2. Of the rest durst no man join himself to them.
The holiness of the church was the predominating lesson of those early days. We might ask ourselves why young men were employed and not the elders. In these last days, youth is treated as a special class demanding preferential treatment, with emphasis on what will appeal, but in the early days these young men were brought face to face with the consequences of despising the holiness of God and of His temple. There can be little doubt that in later years the memory of this solemn occasion would remain and induce them to warn others.
Clean Hands and Hearts
The oft-quoted words of James in chapter 4 of his epistle are almost invariably half-quoted. ‘Draw nigh to God and he will draw nigh to you’ is only part of the injunction.

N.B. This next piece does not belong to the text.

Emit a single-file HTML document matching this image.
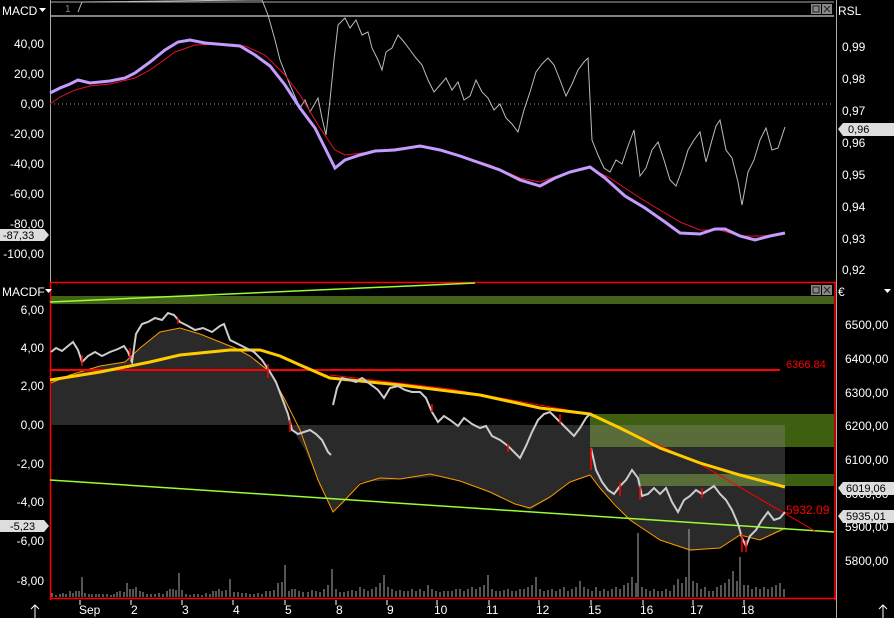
<!DOCTYPE html>
<html><head><meta charset="utf-8"><style>
html,body{margin:0;padding:0;background:#000;width:894px;height:618px;overflow:hidden}
svg{display:block;font-family:"Liberation Sans",sans-serif}
.ax{fill:#fff;font-size:12px}
</style></head><body>
<svg width="894" height="618" viewBox="0 0 894 618">
<!-- top panel frame -->
<line x1="50" y1="16" x2="834" y2="16" stroke="#aaa" stroke-width="1.5"/>
<line x1="50" y1="2" x2="834" y2="2" stroke="#aaa" stroke-width="1"/>
<line x1="50.5" y1="0" x2="50.5" y2="282" stroke="#aaa"/>
<line x1="836.5" y1="0" x2="836.5" y2="618" stroke="#aaa"/>
<text x="65" y="12" fill="#888" font-size="10">1</text>
<rect x="811" y="4" width="10" height="10" fill="#888"/><rect x="813" y="6" width="6" height="6" fill="none" stroke="#222"/>
<rect x="822" y="4" width="10" height="10" fill="#888"/><path d="M824 6l6 6M830 6l-6 6" stroke="#222"/>
<text x="2" y="15" class="ax">MACD</text><path d="M39 8h7l-3.5 4z" fill="#fff"/>
<text x="838" y="15" class="ax">RSL</text>
<!-- top left labels -->
<g class="ax" text-anchor="end">
<text x="44" y="48">40,00</text><text x="44" y="78">20,00</text><text x="44" y="108">0,00</text>
<text x="44" y="138">-20,00</text><text x="44" y="168">-40,00</text><text x="44" y="198">-60,00</text>
<text x="44" y="228">-80,00</text><text x="44" y="258">-100,00</text>
</g>
<path d="M0 229h44l5 6-5 6H0z" fill="#ddd"/><text x="3" y="239" font-size="11" fill="#000">-87,33</text>
<g class="ax">
<text x="842" y="51">0,99</text><text x="842" y="83">0,98</text><text x="842" y="115">0,97</text>
<text x="842" y="147">0,96</text><text x="842" y="179">0,95</text><text x="842" y="211">0,94</text>
<text x="842" y="243">0,93</text><text x="842" y="274">0,92</text>
</g>
<path d="M838 129l5-6h51v13h-51z" fill="#ddd"/><text x="848" y="133" font-size="11" fill="#000">0,96</text>
<line x1="50" y1="104" x2="834" y2="104" stroke="#999" stroke-dasharray="1 3"/>
<polyline fill="none" stroke="#bbb" stroke-width="1" points="78,12 82,2 250,0 262,0 268,15 275,40 280,60 290,85 300,108 305,100 310,112 318,98 322,118 326,135 330,100 334,60 338,25 345,18 350,28 356,20 362,35 368,32 372,48 378,60 382,70 386,52 392,48 398,35 404,42 410,50 416,58 422,65 428,80 434,92 440,85 446,78 452,90 458,82 464,100 470,96 476,80 482,92 488,98 494,110 500,104 506,118 512,124 518,132 524,110 530,92 536,72 542,64 548,58 554,65 560,80 566,96 572,84 578,70 584,62 588,58 592,140 598,155 604,168 610,172 616,160 622,164 628,146 634,130 640,176 646,168 652,150 658,142 664,160 670,180 676,186 682,170 688,150 694,140 700,132 706,162 712,140 716,126 720,120 726,150 732,158 738,182 742,205 748,172 754,160 760,140 766,128 772,150 778,148 785,127"/>
<polyline fill="none" stroke="#e0102a" stroke-width="1" points="50,104 60,97 75,90 90,86 110,84 135,78 150,70 175,52 195,45 215,44 245,46 265,55 285,75 300,95 320,128 335,150 345,155 370,152 400,148 425,147 450,153 490,165 520,178 540,182 560,175 590,168 610,178 640,198 680,222 700,230 720,230 740,236 760,236 785,234"/>
<polyline fill="none" stroke="#c49bff" stroke-width="3" points="50,93 60,88 70,84 78,80 90,83 110,81 125,78 135,73 150,62 165,50 178,42 190,40 205,43 240,46 255,55 270,66 285,85 300,108 315,128 325,148 335,168 345,160 360,155 375,151 395,150 420,146 440,150 460,156 480,163 500,170 520,180 540,186 555,178 570,172 590,167 605,178 625,196 645,208 665,222 680,233 700,234 715,229 725,229 740,236 755,240 770,236 785,233"/>
<line x1="50" y1="282.5" x2="836" y2="282.5" stroke="#f00" stroke-width="1.5"/>
<!-- bottom panel -->
<line x1="50.5" y1="282" x2="50.5" y2="600" stroke="#f00" stroke-width="1.5"/>
<line x1="835" y1="282" x2="835" y2="600" stroke="#f00" stroke-width="1.5"/>
<line x1="50" y1="598.5" x2="836" y2="598.5" stroke="#f00" stroke-width="1.5"/>
<text x="2" y="296" class="ax">MACDF</text><path d="M45 289h7l-3.5 4z" fill="#fff"/>
<text x="838" y="296" class="ax">€</text><path d="M884 289h7l-3.5 4z" fill="#fff"/>
<rect x="811" y="285" width="10" height="10" fill="#888"/><rect x="813" y="287" width="6" height="6" fill="none" stroke="#222"/>
<rect x="822" y="285" width="10" height="10" fill="#888"/><path d="M824 287l6 6M830 287l-6 6" stroke="#222"/>
<g class="ax" text-anchor="end">
<text x="44" y="314">6,00</text><text x="44" y="352">4,00</text><text x="44" y="390">2,00</text>
<text x="44" y="429">0,00</text><text x="44" y="468">-2,00</text><text x="44" y="506">-4,00</text>
<text x="44" y="545">-6,00</text><text x="44" y="585">-8,00</text>
</g>
<path d="M0 520h44l5 6-5 6H0z" fill="#ddd"/><text x="10" y="530" font-size="11" fill="#000">-5,23</text>
<g class="ax">
<text x="845" y="329">6500,00</text><text x="845" y="363">6400,00</text><text x="845" y="397">6300,00</text>
<text x="845" y="430">6200,00</text><text x="845" y="464">6100,00</text><text x="845" y="498">6000,00</text>
<text x="845" y="531">5900,00</text><text x="845" y="565">5800,00</text>
</g>
<path d="M838 488l5-6h51v13h-51z" fill="#ddd"/><text x="846" y="492" font-size="11" fill="#000">6019,06</text>
<path d="M838 516l5-6h51v13h-51z" fill="#ddd"/><text x="846" y="520" font-size="11" fill="#000">5935,01</text>
<!-- green bands -->
<rect x="51" y="296" width="783" height="8" fill="#44621a"/>
<rect x="590" y="414" width="244" height="33" fill="#3f5f10"/>
<rect x="639" y="474" width="195" height="12" fill="#3f5f10"/>
<!-- gray fill -->
<polygon fill="#2a2a2a" points="51,383 70,375 100,366 125,362 140,348 160,332 180,328 200,334 220,342 235,348 250,356 270,372 285,400 290,425 51,425"/>
<polygon fill="#2a2a2a" points="290,425 785,425 785,530 760,540 740,535 720,548 690,551 660,540 630,520 610,498 598,485 590,475 570,482 550,498 530,510 505,500 480,488 460,481 440,476 420,478 400,479 380,481 360,482 350,495 340,505 333,512 318,480 305,450"/>
<rect x="590" y="425" width="195" height="22" fill="#586d3a"/>
<rect x="639" y="474" width="146" height="12" fill="#586d3a"/>
<!-- orange curve -->
<polyline fill="none" stroke="#f90" stroke-width="1" points="51,383 70,375 100,366 125,362 140,348 160,332 180,328 200,334 220,342 235,348 250,356 270,372 285,400 300,430 318,480 333,512 345,500 360,484 380,478 400,479 430,474 460,481 490,492 515,504 530,508 550,497 570,482 590,475 600,488 615,505 630,520 660,540 690,550 720,548 740,535 760,540 785,528"/>
<!-- green trend lines -->
<line x1="50" y1="480" x2="834" y2="532" stroke="#9f3" stroke-width="1.5"/>
<line x1="50" y1="302" x2="475" y2="283" stroke="#9f3" stroke-width="1.5"/>
<!-- red lines -->
<line x1="50" y1="370" x2="780" y2="370" stroke="#f00" stroke-width="2"/>
<text x="786" y="368" fill="#f00" font-size="11">6366.84</text>
<polyline fill="none" stroke="#f00" stroke-width="1" points="330,375 450,389 590,414 700,464 815,531"/>
<text x="786" y="514" fill="#f00" font-size="12">5932.09</text>
<!-- yellow -->
<polyline fill="none" stroke="#fc0" stroke-width="3" points="50,380 100,372 150,362 180,355 230,350 260,350 280,356 300,365 330,378 400,385 480,395 540,408 590,414 620,428 660,448 700,463 740,475 785,487"/>
<!-- price -->
<polyline fill="none" stroke="#ccc" stroke-width="2" points="51,352 56,348 62,351 68,346 73,342 78,350 82,362 88,356 95,352 102,356 110,352 118,349 124,346 128,352 132,362 136,334 142,324 148,322 155,318 162,320 168,313 174,315 180,322 188,326 195,330 203,328 212,332 220,326 224,324 230,340 238,344 246,348 254,352 262,360 270,372 276,382 282,398 288,414 292,430 298,434 304,432 310,430 316,434 322,440 328,452 331,455"/>
<polyline fill="none" stroke="#ccc" stroke-width="2" points="333,405 337,388 342,378 350,380 356,382 362,378 370,384 378,390 384,398 390,388 398,386 405,390 412,392 420,392 426,398 432,412 438,422 444,416 450,420 458,426 464,418 472,424 480,428 486,426 492,436 500,440 508,446 514,452 520,458 526,446 532,432 538,420 544,414 550,412 556,418 562,424 568,430 574,436 580,428 586,418 590,414"/>
<polyline fill="none" stroke="#ccc" stroke-width="2" points="591,448 596,470 602,482 608,490 614,494 620,486 626,480 632,470 638,478 642,496 648,494 654,488 660,494 666,488 672,502 678,512 684,500 690,496 696,490 702,494 708,490 714,486 720,494 726,500 732,510 738,524 742,538 746,546 750,536 756,530 762,520 768,512 774,520 780,518 785,512"/>
<!-- red candle marks -->
<g stroke="#f00" stroke-width="1.5">
<line x1="82" y1="355" x2="82" y2="366"/><line x1="130" y1="348" x2="130" y2="360"/><line x1="178" y1="318" x2="178" y2="324"/>
<line x1="268" y1="364" x2="268" y2="378"/><line x1="290" y1="420" x2="290" y2="432"/><line x1="432" y1="404" x2="432" y2="412"/>
<line x1="508" y1="444" x2="508" y2="452"/><line x1="591" y1="448" x2="591" y2="470"/><line x1="640" y1="486" x2="640" y2="500"/>
<line x1="702" y1="488" x2="702" y2="498"/><line x1="742" y1="534" x2="742" y2="552"/><line x1="746" y1="540" x2="746" y2="552"/>
<line x1="620" y1="482" x2="620" y2="496"/><line x1="560" y1="414" x2="560" y2="424"/>
</g>
<!-- volume -->
<g stroke="#aaa" stroke-width="1">
<path d="M52 597v-4M56 597v-2M60 597v-3M63 597v-4M66 597v-3M70 597v-6M73 597v-4M76 597v-6M79 597v-6M82 597v-20M85 597v-4M89 597v-3M92 597v-3M96 597v-3M99 597v-3M103 597v-3M107 597v-3M111 597v-2M114 597v-3M117 597v-5M120 597v-6M124 597v-5M127 597v-14M130 597v-8M133 597v-8M136 597v-10M140 597v-6M143 597v-5M147 597v-3M151 597v-3M155 597v-3M159 597v-4M163 597v-3M167 597v-6M170 597v-8M173 597v-8M176 597v-7M179 597v-24M182 597v-7M186 597v-3M190 597v-2M194 597v-3M198 597v-3M202 597v-2M206 597v-4M210 597v-3M213 597v-6M216 597v-6M219 597v-8M222 597v-6M226 597v-7M230 597v-18M234 597v-5M238 597v-5M242 597v-4M246 597v-4M250 597v-3M254 597v-3M258 597v-4M262 597v-3M266 597v-6M270 597v-6M274 597v-7M278 597v-14M282 597v-15M285 597v-32M289 597v-6M292 597v-8M295 597v-8M299 597v-6M303 597v-5M308 597v-5M312 597v-7M316 597v-6M320 597v-5M324 597v-8M328 597v-12M332 597v-28M336 597v-8M340 597v-5M344 597v-5M348 597v-6M352 597v-7M356 597v-6M360 597v-10M364 597v-8M368 597v-6M372 597v-8M376 597v-10M380 597v-14M384 597v-22M388 597v-10M392 597v-8M396 597v-6M400 597v-7M404 597v-6M408 597v-6M412 597v-8M416 597v-6M420 597v-8M424 597v-6M428 597v-12M432 597v-8M436 597v-6M440 597v-5M444 597v-6M448 597v-6M452 597v-6M456 597v-8M460 597v-8M464 597v-6M468 597v-8M472 597v-10M476 597v-8M480 597v-10M484 597v-12M488 597v-22M492 597v-8M496 597v-6M500 597v-6M504 597v-7M508 597v-8M512 597v-6M516 597v-6M520 597v-8M524 597v-8M528 597v-10M532 597v-12M536 597v-20M540 597v-8M544 597v-6M548 597v-7M552 597v-8M556 597v-6M560 597v-8M564 597v-10M568 597v-6M572 597v-8M576 597v-10M580 597v-16M584 597v-10M588 597v-8M592 597v-6M596 597v-10M600 597v-6M604 597v-8M608 597v-6M612 597v-8M616 597v-10M620 597v-8M624 597v-12M628 597v-14M632 597v-20M636 597v-14M638 597v-64M642 597v-10M646 597v-8M650 597v-6M654 597v-8M658 597v-6M662 597v-6M666 597v-8M670 597v-6M674 597v-12M678 597v-18M682 597v-14M686 597v-20M689 597v-68M693 597v-16M697 597v-14M701 597v-8M705 597v-10M709 597v-6M713 597v-6M717 597v-10M721 597v-12M725 597v-14M729 597v-18M733 597v-26M737 597v-16M740 597v-40M744 597v-12M748 597v-12M752 597v-8M756 597v-10M760 597v-8M764 597v-10M768 597v-8M772 597v-10M776 597v-12M780 597v-14M784 597v-8"/>
</g>
<!-- x axis -->
<g stroke="#fff"><path d="M80 600v5M131 600v5M182 600v5M233 600v5M285 600v5M336 600v5M387 600v5M437 600v5M489 600v5M539 600v5M591 600v5M643 600v5M693 600v5M744 600v5"/></g>
<g class="ax" font-size="11">
<text x="79" y="614">Sep</text><text x="131" y="614">2</text><text x="182" y="614">3</text><text x="233" y="614">4</text>
<text x="285" y="614">5</text><text x="336" y="614">8</text><text x="387" y="614">9</text><text x="434" y="614">10</text>
<text x="486" y="614">11</text><text x="536" y="614">12</text><text x="588" y="614">15</text><text x="640" y="614">16</text>
<text x="690" y="614">17</text><text x="741" y="614">18</text>
</g>
<path d="M35 618v-13M31 609l4-4 4 4M883 618v-13M879 609l4-4 4 4" stroke="#fff" fill="none"/>
</svg>
</body></html>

Continuing we read ‘cleanse your hands ye sinners, and purify your hearts ye double minded. Be afflicted and mourn and weep, let your laughter be turned to mourning and your joy to heaviness; humble yourselves in the sight of the Lord, and he shall lift you up’. More of the fear of God and less of man would create among the saints a greater reverence for God’s Word, and less inclination to lean to our own understanding in private and assembly matters. Indeed if it were true today that ‘Of the rest durst no man join himself to them’ it might well be an indication of a standard of holiness becoming a house of God, a holy temple.
Tolerance of evil and failure to maintain discipline in any household will not only re-act upon the head but upon the family.
In sin affecting the life and witness of the Church the alternatives would appear to be:
a. Self judgement; or
b. Judgement by the church; or
c. Judgement by the Lord, resulting in sickness and even
death.
The standard of holiness must not be lowered to accommodate modern thought or practices. It must be maintained firstly, for the glory of God; secondly, for the testimony of the assembly; and thirdly, for the blessing of the individual believer.
The attitude of the believers to the house of God, against the background of God’s holiness will determine whether ‘Ichabod’ (the glory is departed) or ‘Jehovah Shammah’ (the Lord is there) shall be written over the door.